Written problem: Transcribe all of the material exactly, except for its pictures.

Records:

>>>

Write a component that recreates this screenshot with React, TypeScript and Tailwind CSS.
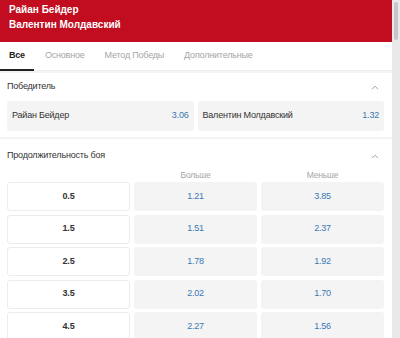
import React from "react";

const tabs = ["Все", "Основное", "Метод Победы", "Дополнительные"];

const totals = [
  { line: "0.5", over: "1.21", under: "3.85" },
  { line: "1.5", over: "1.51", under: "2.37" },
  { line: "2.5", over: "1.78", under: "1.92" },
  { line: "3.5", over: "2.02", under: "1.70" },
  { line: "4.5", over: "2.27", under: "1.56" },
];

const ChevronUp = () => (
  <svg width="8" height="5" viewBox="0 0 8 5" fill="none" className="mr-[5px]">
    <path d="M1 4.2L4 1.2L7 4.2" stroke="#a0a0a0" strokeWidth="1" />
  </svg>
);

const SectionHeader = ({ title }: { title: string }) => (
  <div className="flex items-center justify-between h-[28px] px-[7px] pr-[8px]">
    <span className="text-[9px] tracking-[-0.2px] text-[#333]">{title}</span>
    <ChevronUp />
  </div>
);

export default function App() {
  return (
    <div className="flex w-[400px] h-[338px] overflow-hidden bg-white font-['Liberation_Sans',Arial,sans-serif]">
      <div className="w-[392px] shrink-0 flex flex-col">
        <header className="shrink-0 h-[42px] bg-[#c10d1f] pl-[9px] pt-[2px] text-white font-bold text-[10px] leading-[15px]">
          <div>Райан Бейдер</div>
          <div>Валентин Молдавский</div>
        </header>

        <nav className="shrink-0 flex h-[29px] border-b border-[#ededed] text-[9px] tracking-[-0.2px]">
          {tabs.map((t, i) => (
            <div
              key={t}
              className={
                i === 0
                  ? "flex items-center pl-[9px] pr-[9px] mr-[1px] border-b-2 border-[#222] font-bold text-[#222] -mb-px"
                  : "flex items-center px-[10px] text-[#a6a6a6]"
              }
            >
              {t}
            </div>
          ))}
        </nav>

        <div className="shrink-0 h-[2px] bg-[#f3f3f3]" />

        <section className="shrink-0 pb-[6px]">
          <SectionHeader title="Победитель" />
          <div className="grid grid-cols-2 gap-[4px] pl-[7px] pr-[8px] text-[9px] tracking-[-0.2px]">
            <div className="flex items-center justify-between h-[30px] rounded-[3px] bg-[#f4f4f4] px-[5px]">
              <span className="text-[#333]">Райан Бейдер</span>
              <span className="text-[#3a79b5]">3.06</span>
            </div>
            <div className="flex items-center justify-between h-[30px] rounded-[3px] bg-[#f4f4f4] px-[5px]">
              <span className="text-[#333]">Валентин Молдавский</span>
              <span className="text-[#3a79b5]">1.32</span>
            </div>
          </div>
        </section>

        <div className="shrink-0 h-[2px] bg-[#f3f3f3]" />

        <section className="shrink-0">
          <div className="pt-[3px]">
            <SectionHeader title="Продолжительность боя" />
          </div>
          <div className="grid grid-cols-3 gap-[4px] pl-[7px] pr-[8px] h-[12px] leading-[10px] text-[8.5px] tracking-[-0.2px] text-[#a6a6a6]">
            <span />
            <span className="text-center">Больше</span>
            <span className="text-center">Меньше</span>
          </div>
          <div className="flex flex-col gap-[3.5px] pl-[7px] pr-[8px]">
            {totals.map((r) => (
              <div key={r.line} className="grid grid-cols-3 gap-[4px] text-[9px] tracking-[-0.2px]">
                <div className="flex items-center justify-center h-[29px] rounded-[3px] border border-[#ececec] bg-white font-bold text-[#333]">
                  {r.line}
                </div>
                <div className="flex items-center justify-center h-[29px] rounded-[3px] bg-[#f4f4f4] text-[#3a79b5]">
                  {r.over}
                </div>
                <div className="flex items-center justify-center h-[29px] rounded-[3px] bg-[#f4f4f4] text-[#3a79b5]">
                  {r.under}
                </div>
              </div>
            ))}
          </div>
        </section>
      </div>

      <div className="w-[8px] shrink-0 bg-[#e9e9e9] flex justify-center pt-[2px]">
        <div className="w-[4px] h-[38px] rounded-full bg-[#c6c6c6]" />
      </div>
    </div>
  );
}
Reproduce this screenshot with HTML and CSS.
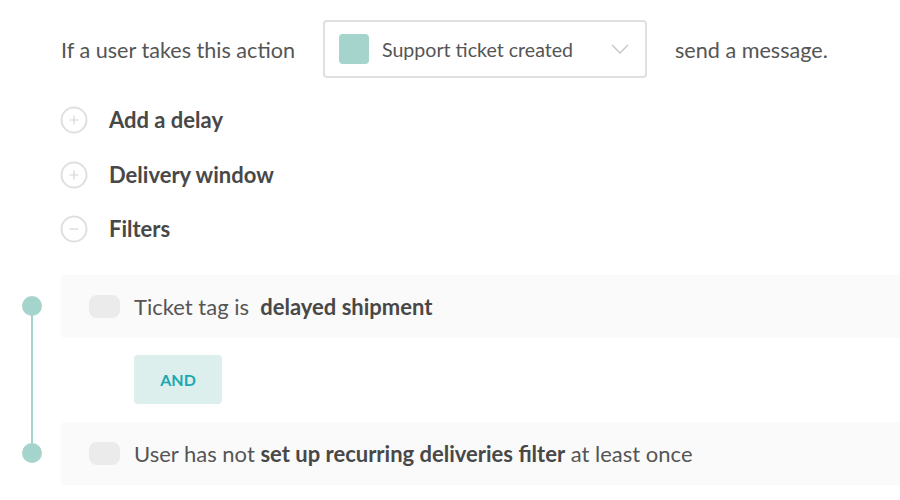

<<<

Problem solution:
Write a component that recreates this screenshot with React, TypeScript and Tailwind CSS.
import React from "react";

const tabs = ["Все", "Основное", "Метод Победы", "Дополнительные"];

const totals = [
  { line: "0.5", over: "1.21", under: "3.85" },
  { line: "1.5", over: "1.51", under: "2.37" },
  { line: "2.5", over: "1.78", under: "1.92" },
  { line: "3.5", over: "2.02", under: "1.70" },
  { line: "4.5", over: "2.27", under: "1.56" },
];

const ChevronUp = () => (
  <svg width="8" height="5" viewBox="0 0 8 5" fill="none" className="mr-[5px]">
    <path d="M1 4.2L4 1.2L7 4.2" stroke="#a0a0a0" strokeWidth="1" />
  </svg>
);

const SectionHeader = ({ title }: { title: string }) => (
  <div className="flex items-center justify-between h-[28px] px-[7px] pr-[8px]">
    <span className="text-[9px] tracking-[-0.2px] text-[#333]">{title}</span>
    <ChevronUp />
  </div>
);

export default function App() {
  return (
    <div className="flex w-[400px] h-[338px] overflow-hidden bg-white font-['Liberation_Sans',Arial,sans-serif]">
      <div className="w-[392px] shrink-0 flex flex-col">
        <header className="shrink-0 h-[42px] bg-[#c10d1f] pl-[9px] pt-[2px] text-white font-bold text-[10px] leading-[15px]">
          <div>Райан Бейдер</div>
          <div>Валентин Молдавский</div>
        </header>

        <nav className="shrink-0 flex h-[29px] border-b border-[#ededed] text-[9px] tracking-[-0.2px]">
          {tabs.map((t, i) => (
            <div
              key={t}
              className={
                i === 0
                  ? "flex items-center pl-[9px] pr-[9px] mr-[1px] border-b-2 border-[#222] font-bold text-[#222] -mb-px"
                  : "flex items-center px-[10px] text-[#a6a6a6]"
              }
            >
              {t}
            </div>
          ))}
        </nav>

        <div className="shrink-0 h-[2px] bg-[#f3f3f3]" />

        <section className="shrink-0 pb-[6px]">
          <SectionHeader title="Победитель" />
          <div className="grid grid-cols-2 gap-[4px] pl-[7px] pr-[8px] text-[9px] tracking-[-0.2px]">
            <div className="flex items-center justify-between h-[30px] rounded-[3px] bg-[#f4f4f4] px-[5px]">
              <span className="text-[#333]">Райан Бейдер</span>
              <span className="text-[#3a79b5]">3.06</span>
            </div>
            <div className="flex items-center justify-between h-[30px] rounded-[3px] bg-[#f4f4f4] px-[5px]">
              <span className="text-[#333]">Валентин Молдавский</span>
              <span className="text-[#3a79b5]">1.32</span>
            </div>
          </div>
        </section>

        <div className="shrink-0 h-[2px] bg-[#f3f3f3]" />

        <section className="shrink-0">
          <div className="pt-[3px]">
            <SectionHeader title="Продолжительность боя" />
          </div>
          <div className="grid grid-cols-3 gap-[4px] pl-[7px] pr-[8px] h-[12px] leading-[10px] text-[8.5px] tracking-[-0.2px] text-[#a6a6a6]">
            <span />
            <span className="text-center">Больше</span>
            <span className="text-center">Меньше</span>
          </div>
          <div className="flex flex-col gap-[3.5px] pl-[7px] pr-[8px]">
            {totals.map((r) => (
              <div key={r.line} className="grid grid-cols-3 gap-[4px] text-[9px] tracking-[-0.2px]">
                <div className="flex items-center justify-center h-[29px] rounded-[3px] border border-[#ececec] bg-white font-bold text-[#333]">
                  {r.line}
                </div>
                <div className="flex items-center justify-center h-[29px] rounded-[3px] bg-[#f4f4f4] text-[#3a79b5]">
                  {r.over}
                </div>
                <div className="flex items-center justify-center h-[29px] rounded-[3px] bg-[#f4f4f4] text-[#3a79b5]">
                  {r.under}
                </div>
              </div>
            ))}
          </div>
        </section>
      </div>

      <div className="w-[8px] shrink-0 bg-[#e9e9e9] flex justify-center pt-[2px]">
        <div className="w-[4px] h-[38px] rounded-full bg-[#c6c6c6]" />
      </div>
    </div>
  );
}
Reproduce this screenshot with HTML and CSS.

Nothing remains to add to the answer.